— Start of Dataset content —

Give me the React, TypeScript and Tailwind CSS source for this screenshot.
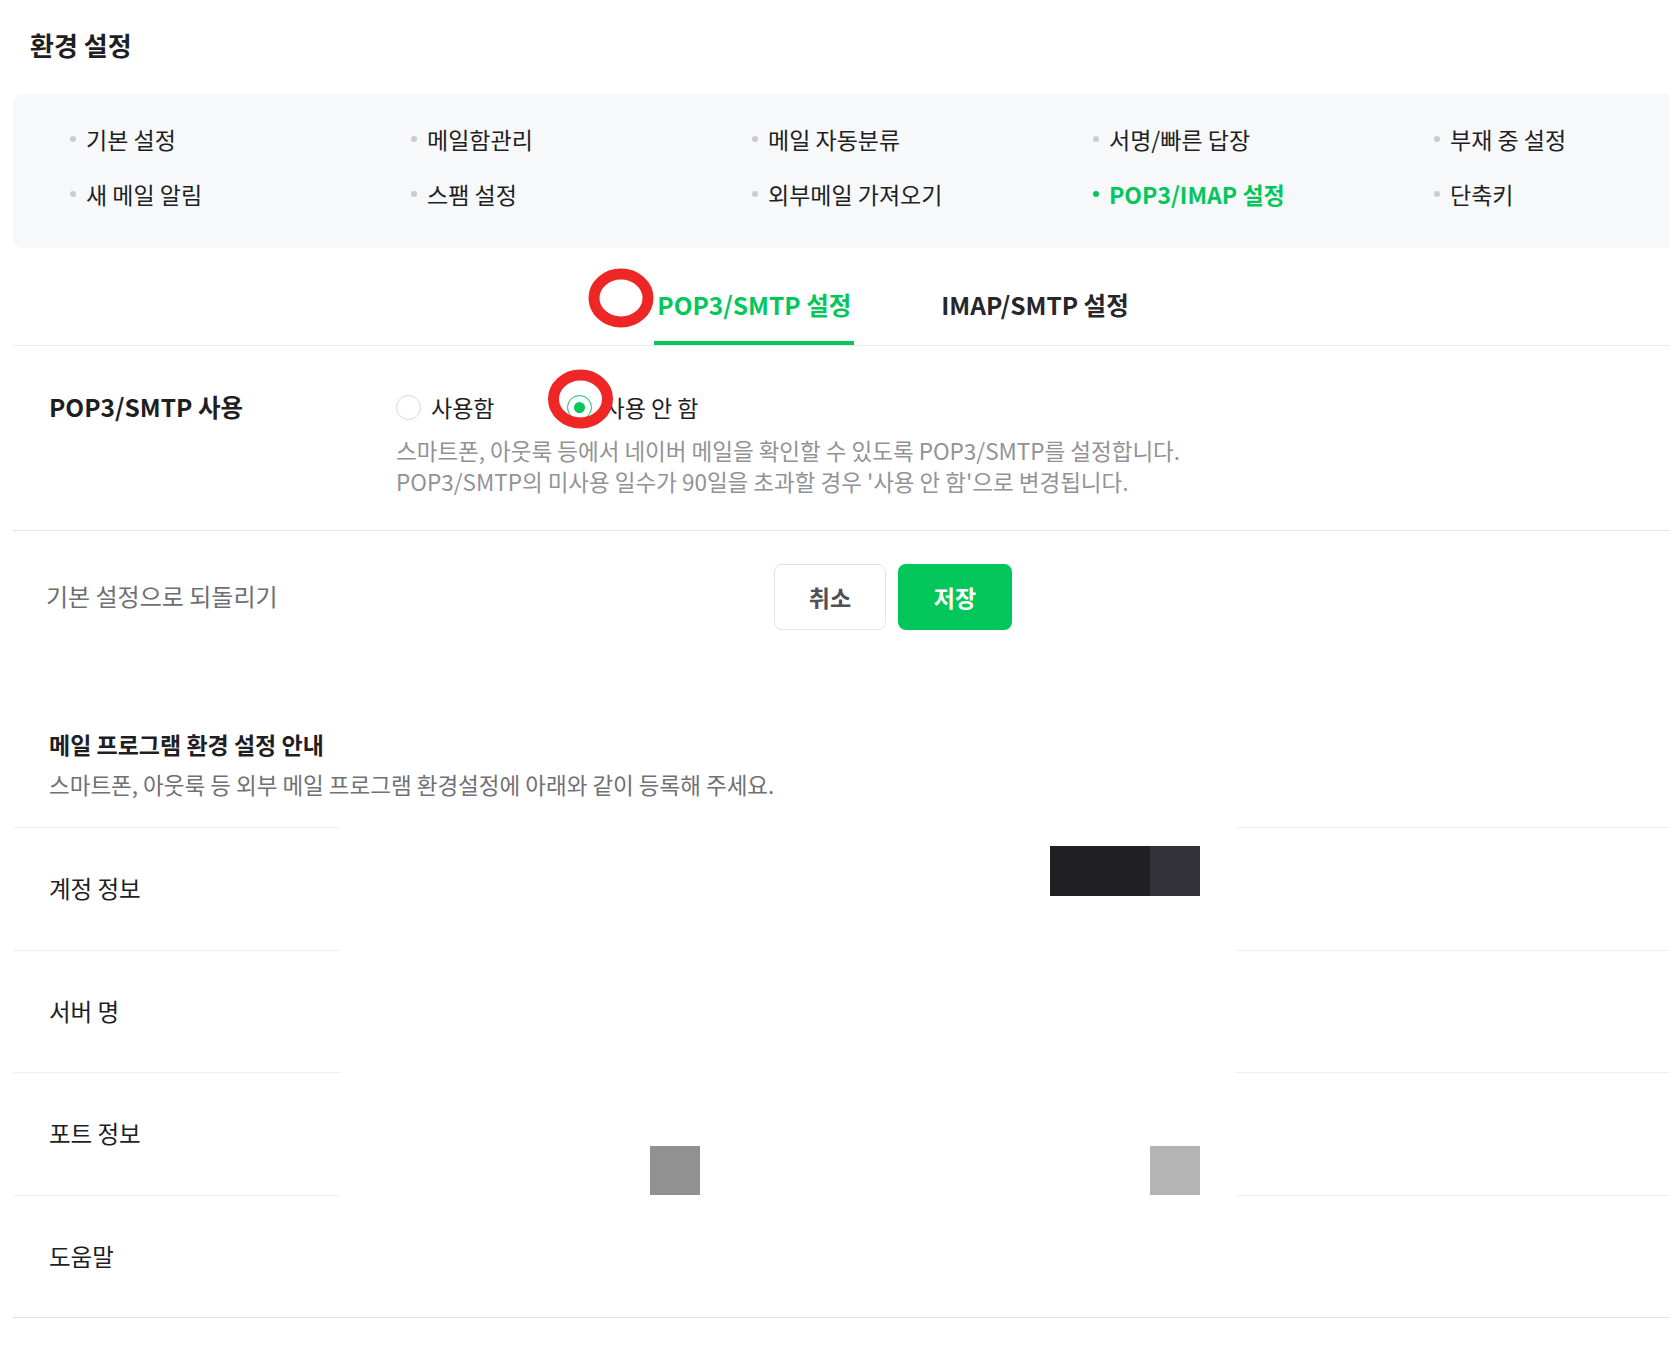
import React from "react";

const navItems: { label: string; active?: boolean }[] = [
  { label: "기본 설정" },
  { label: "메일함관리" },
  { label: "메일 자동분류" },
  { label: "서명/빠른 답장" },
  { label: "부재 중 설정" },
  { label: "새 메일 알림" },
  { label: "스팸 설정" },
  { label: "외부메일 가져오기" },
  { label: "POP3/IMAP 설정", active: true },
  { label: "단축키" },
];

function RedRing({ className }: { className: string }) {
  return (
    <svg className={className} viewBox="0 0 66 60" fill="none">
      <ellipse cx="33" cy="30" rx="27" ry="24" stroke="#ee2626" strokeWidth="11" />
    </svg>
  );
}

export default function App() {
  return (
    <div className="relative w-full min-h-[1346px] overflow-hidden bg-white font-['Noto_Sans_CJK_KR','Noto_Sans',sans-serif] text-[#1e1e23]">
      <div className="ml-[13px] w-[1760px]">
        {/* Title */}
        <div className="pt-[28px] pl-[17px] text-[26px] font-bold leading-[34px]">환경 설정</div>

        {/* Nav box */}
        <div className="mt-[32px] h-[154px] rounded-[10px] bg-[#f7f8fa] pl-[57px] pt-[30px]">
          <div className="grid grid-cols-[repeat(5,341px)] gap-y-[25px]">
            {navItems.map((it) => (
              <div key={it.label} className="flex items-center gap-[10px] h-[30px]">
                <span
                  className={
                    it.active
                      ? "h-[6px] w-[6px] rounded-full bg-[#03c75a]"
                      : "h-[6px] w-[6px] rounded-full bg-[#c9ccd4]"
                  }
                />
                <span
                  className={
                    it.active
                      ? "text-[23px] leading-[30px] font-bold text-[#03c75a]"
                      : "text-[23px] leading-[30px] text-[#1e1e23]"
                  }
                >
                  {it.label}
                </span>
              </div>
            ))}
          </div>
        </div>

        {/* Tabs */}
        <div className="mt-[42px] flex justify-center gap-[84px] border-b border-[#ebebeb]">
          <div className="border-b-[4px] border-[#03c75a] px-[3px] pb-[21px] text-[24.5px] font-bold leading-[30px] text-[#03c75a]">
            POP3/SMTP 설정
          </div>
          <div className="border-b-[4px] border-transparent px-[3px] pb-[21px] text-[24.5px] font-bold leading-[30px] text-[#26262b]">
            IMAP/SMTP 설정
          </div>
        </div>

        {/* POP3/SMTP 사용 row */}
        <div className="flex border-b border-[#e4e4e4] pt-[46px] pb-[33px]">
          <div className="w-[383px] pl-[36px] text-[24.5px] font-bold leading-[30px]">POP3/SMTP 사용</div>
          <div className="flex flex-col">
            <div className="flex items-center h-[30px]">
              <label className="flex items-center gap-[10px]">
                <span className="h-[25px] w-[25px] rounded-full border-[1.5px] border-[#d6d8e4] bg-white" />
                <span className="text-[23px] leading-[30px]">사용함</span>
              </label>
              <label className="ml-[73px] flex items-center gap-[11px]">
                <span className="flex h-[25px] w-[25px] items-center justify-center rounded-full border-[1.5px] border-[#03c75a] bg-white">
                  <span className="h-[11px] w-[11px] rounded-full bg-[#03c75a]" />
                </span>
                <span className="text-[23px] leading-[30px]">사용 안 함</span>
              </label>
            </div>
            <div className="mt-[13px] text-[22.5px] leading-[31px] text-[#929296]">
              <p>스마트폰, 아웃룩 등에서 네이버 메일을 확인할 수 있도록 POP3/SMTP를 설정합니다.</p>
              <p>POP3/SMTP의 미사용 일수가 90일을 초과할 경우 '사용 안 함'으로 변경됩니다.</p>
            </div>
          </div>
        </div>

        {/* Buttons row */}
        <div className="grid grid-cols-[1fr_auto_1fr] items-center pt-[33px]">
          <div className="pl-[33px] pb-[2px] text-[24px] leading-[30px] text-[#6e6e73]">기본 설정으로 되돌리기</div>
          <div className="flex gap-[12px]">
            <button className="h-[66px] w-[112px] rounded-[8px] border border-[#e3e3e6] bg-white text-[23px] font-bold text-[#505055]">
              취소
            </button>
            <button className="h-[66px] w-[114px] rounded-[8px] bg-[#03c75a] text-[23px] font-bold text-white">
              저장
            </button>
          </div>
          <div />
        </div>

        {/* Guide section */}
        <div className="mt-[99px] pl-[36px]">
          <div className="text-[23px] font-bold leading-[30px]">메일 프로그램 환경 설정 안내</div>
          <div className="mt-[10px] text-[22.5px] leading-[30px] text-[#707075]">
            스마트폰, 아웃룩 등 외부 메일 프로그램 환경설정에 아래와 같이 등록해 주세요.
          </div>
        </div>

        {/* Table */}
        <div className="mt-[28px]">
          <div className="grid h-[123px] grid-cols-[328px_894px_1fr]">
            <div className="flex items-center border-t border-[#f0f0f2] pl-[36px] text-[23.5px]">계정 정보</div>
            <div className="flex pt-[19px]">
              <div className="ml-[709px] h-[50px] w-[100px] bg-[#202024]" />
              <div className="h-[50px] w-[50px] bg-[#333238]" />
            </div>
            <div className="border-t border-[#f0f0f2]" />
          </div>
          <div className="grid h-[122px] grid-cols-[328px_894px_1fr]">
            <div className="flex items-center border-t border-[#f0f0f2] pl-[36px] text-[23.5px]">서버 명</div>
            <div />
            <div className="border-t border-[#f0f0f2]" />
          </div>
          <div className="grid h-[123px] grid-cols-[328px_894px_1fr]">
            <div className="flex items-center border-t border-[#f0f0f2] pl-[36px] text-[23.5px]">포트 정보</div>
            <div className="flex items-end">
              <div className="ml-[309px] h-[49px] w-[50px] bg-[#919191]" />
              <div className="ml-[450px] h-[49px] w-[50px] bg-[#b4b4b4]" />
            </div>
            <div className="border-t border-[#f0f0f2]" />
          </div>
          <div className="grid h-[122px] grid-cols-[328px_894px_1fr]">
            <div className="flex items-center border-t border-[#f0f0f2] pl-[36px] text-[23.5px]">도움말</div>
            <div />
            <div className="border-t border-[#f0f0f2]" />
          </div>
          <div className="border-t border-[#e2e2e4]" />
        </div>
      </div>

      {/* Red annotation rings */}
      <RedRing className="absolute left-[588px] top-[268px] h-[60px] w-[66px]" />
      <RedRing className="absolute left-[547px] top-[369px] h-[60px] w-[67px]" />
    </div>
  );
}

— End of Dataset content —

→ **Challenge**
Repeat the listing above exactly from its first line to the line containing "import React from", both included, and omit the pictures.

→ **Answer for the task**
Give me the React, TypeScript and Tailwind CSS source for this screenshot.
import React from "react";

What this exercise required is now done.